Death by sugar crash

Textile cone snail

Cone snails, found in tropical waters around the world, are renowned for the fast-acting toxins in their venom, which they use to catch prey. Some species, such as Conus geographus from the Indo-Pacific, have venom so powerful it can kill an adult human in a matter of hours. A recent study by researchers at the University of Utah unveils a long-held secret of the cone snail’s toxic offense: some use a form of insulin, an important hormone that regulates sugar and fat metabolism in vertebrates, as a chemical weapon to debilitate their prey. These findings, published in the Proceedings of the National Academy of Sciences, could have important implications for the medical community because of the snail insulin’s unique molecular structure.
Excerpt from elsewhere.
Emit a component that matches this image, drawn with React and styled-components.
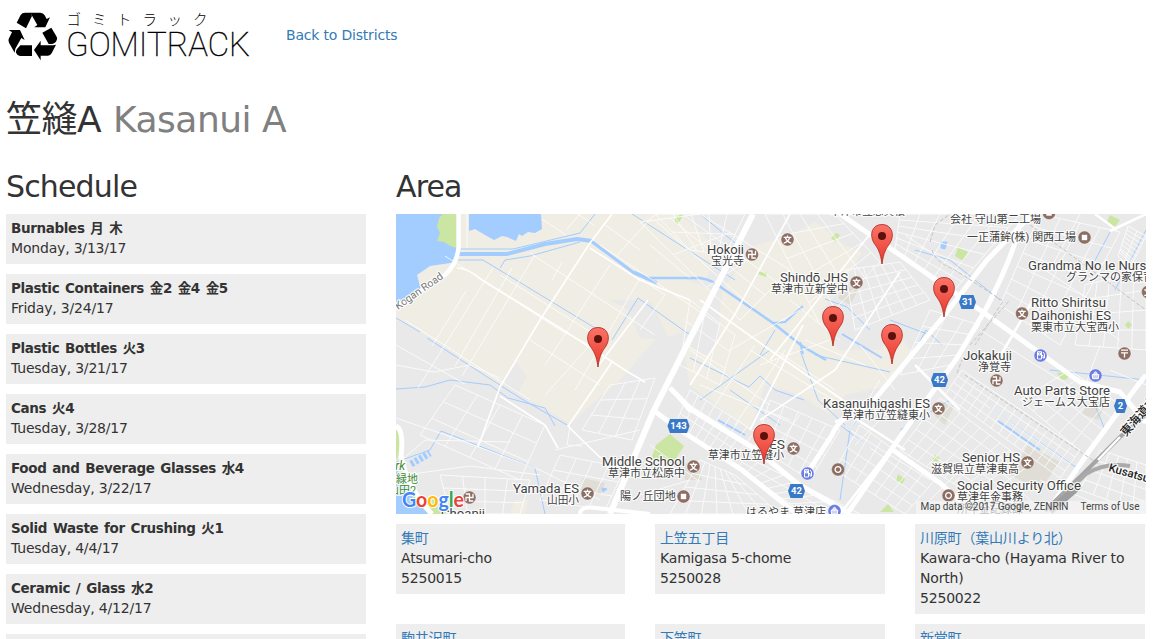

The researchers were studying the mechanism that C. geographus uses to trap its prey when they discovered genetic sequences that resembled insulin in the snails’ venom glands. Further chemical analysis confirmed the presence of insulin more similar to the type found in fish rather than in molluscs. The scientists compared the venom from C. geographus and C. tulipa, two species of cone snails that release venom into the water to stun their prey, to venom from other cone snail species that inject their prey with venom directly. When the scientists found that the venom of the injecting species did not contain insulin, they hypothesized that fish-like insulin has evolved in the venom of C. geographus and C. tulipa as a tool to increase its potency.

The scientists injected the insulin from the cone snails into zebrafish to test its effects, and saw the fish’s blood glucose levels plummet. And when fish came in contact with insulin in the water, it disrupted their swimming behavior. The researchers believe that the presence of insulin in the mix of toxins may allow the predatory cone snails to disable entire schools of fish with hypoglycemic shock, representing an entirely new technique for using venom.

Remarkably, this powerful form of insulin is the shortest ever sequenced, and it has fewer amino acids than any other insulin. The small size will give scientists the opportunity to conduct novel research that could provide new insights into the role of insulin’s structure. If the shorter length allows the insulin to act in a more streamlined manner than the more complex form found in humans, scientists could potentially find ways to improve the human body’s methods of controlling blood sugar and energy metabolism. And, in the words of senior author Baldomera M. Olivera, the results show that insulin can be “subverted for nefarious biological purposes,” thereby expanding our understanding of the chemical and functional diversity of venom and its components.